Stored data:
* * * *
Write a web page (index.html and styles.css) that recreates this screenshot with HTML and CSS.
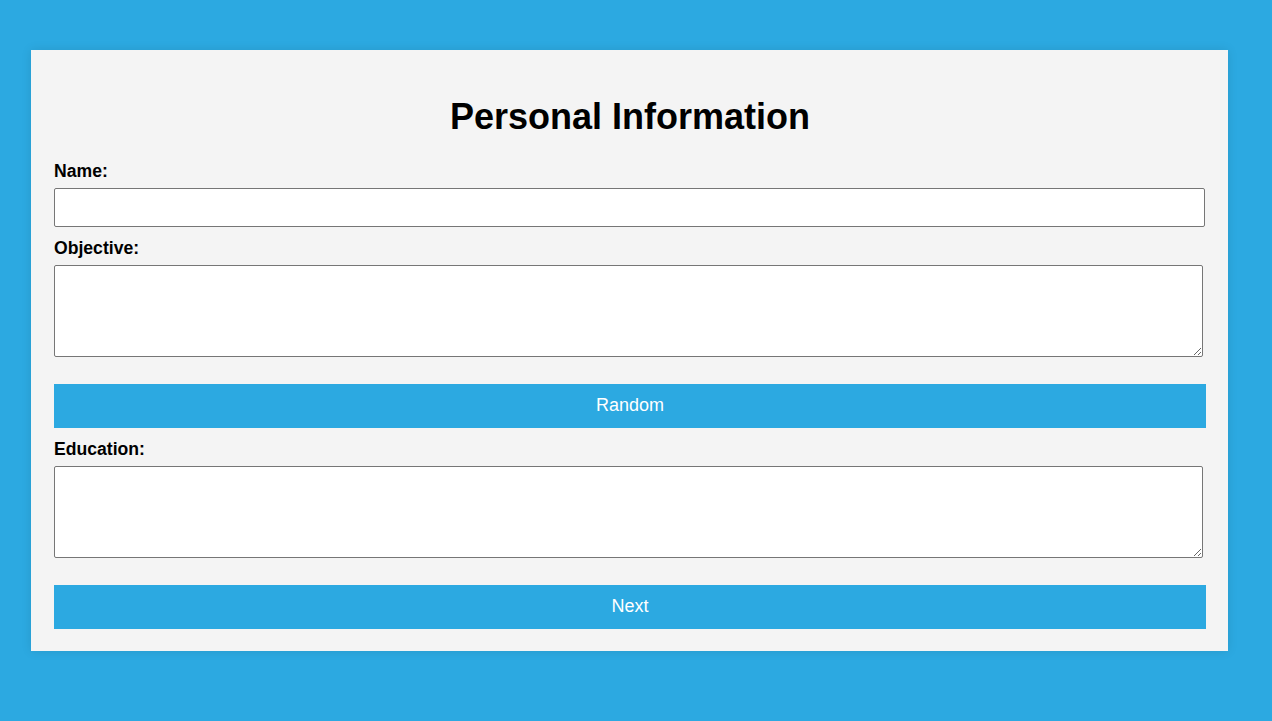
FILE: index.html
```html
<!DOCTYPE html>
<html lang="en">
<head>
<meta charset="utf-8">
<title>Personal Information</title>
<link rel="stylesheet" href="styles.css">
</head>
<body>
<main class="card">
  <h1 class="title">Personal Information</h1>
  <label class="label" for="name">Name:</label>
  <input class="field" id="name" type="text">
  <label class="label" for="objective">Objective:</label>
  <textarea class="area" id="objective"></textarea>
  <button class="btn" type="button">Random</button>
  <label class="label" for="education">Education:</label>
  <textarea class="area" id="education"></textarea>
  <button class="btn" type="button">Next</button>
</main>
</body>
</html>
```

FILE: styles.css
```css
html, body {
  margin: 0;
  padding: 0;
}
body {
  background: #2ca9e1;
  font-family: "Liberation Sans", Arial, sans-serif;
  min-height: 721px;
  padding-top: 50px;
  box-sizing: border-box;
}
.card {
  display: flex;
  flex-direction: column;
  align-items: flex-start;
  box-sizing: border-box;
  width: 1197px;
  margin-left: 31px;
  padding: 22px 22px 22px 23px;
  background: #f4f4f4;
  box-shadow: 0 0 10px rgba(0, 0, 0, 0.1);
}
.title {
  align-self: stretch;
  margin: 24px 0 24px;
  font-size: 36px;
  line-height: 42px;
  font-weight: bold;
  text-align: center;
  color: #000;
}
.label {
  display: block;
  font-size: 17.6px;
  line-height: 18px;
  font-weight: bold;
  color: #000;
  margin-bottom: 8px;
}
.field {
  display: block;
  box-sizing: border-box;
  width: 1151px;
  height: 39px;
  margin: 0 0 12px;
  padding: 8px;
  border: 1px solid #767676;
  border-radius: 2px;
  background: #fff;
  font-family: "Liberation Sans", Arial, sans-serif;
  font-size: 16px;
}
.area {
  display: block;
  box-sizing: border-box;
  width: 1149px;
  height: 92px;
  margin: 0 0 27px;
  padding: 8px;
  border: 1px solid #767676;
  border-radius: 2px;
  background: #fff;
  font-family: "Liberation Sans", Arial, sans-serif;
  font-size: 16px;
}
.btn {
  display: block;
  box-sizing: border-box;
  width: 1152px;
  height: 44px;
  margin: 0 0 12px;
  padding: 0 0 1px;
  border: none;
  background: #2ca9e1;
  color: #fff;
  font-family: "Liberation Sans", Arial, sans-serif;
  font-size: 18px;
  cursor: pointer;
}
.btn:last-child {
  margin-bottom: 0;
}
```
* * * *
What the exercise asks: Print the full listing exactly, dropping the pictures.

Problem solution:
Write a web page (index.html and styles.css) that recreates this screenshot with HTML and CSS.
FILE: index.html
```html
<!DOCTYPE html>
<html lang="en">
<head>
<meta charset="utf-8">
<title>Personal Information</title>
<link rel="stylesheet" href="styles.css">
</head>
<body>
<main class="card">
  <h1 class="title">Personal Information</h1>
  <label class="label" for="name">Name:</label>
  <input class="field" id="name" type="text">
  <label class="label" for="objective">Objective:</label>
  <textarea class="area" id="objective"></textarea>
  <button class="btn" type="button">Random</button>
  <label class="label" for="education">Education:</label>
  <textarea class="area" id="education"></textarea>
  <button class="btn" type="button">Next</button>
</main>
</body>
</html>
```

FILE: styles.css
```css
html, body {
  margin: 0;
  padding: 0;
}
body {
  background: #2ca9e1;
  font-family: "Liberation Sans", Arial, sans-serif;
  min-height: 721px;
  padding-top: 50px;
  box-sizing: border-box;
}
.card {
  display: flex;
  flex-direction: column;
  align-items: flex-start;
  box-sizing: border-box;
  width: 1197px;
  margin-left: 31px;
  padding: 22px 22px 22px 23px;
  background: #f4f4f4;
  box-shadow: 0 0 10px rgba(0, 0, 0, 0.1);
}
.title {
  align-self: stretch;
  margin: 24px 0 24px;
  font-size: 36px;
  line-height: 42px;
  font-weight: bold;
  text-align: center;
  color: #000;
}
.label {
  display: block;
  font-size: 17.6px;
  line-height: 18px;
  font-weight: bold;
  color: #000;
  margin-bottom: 8px;
}
.field {
  display: block;
  box-sizing: border-box;
  width: 1151px;
  height: 39px;
  margin: 0 0 12px;
  padding: 8px;
  border: 1px solid #767676;
  border-radius: 2px;
  background: #fff;
  font-family: "Liberation Sans", Arial, sans-serif;
  font-size: 16px;
}
.area {
  display: block;
  box-sizing: border-box;
  width: 1149px;
  height: 92px;
  margin: 0 0 27px;
  padding: 8px;
  border: 1px solid #767676;
  border-radius: 2px;
  background: #fff;
  font-family: "Liberation Sans", Arial, sans-serif;
  font-size: 16px;
}
.btn {
  display: block;
  box-sizing: border-box;
  width: 1152px;
  height: 44px;
  margin: 0 0 12px;
  padding: 0 0 1px;
  border: none;
  background: #2ca9e1;
  color: #fff;
  font-family: "Liberation Sans", Arial, sans-serif;
  font-size: 18px;
  cursor: pointer;
}
.btn:last-child {
  margin-bottom: 0;
}
```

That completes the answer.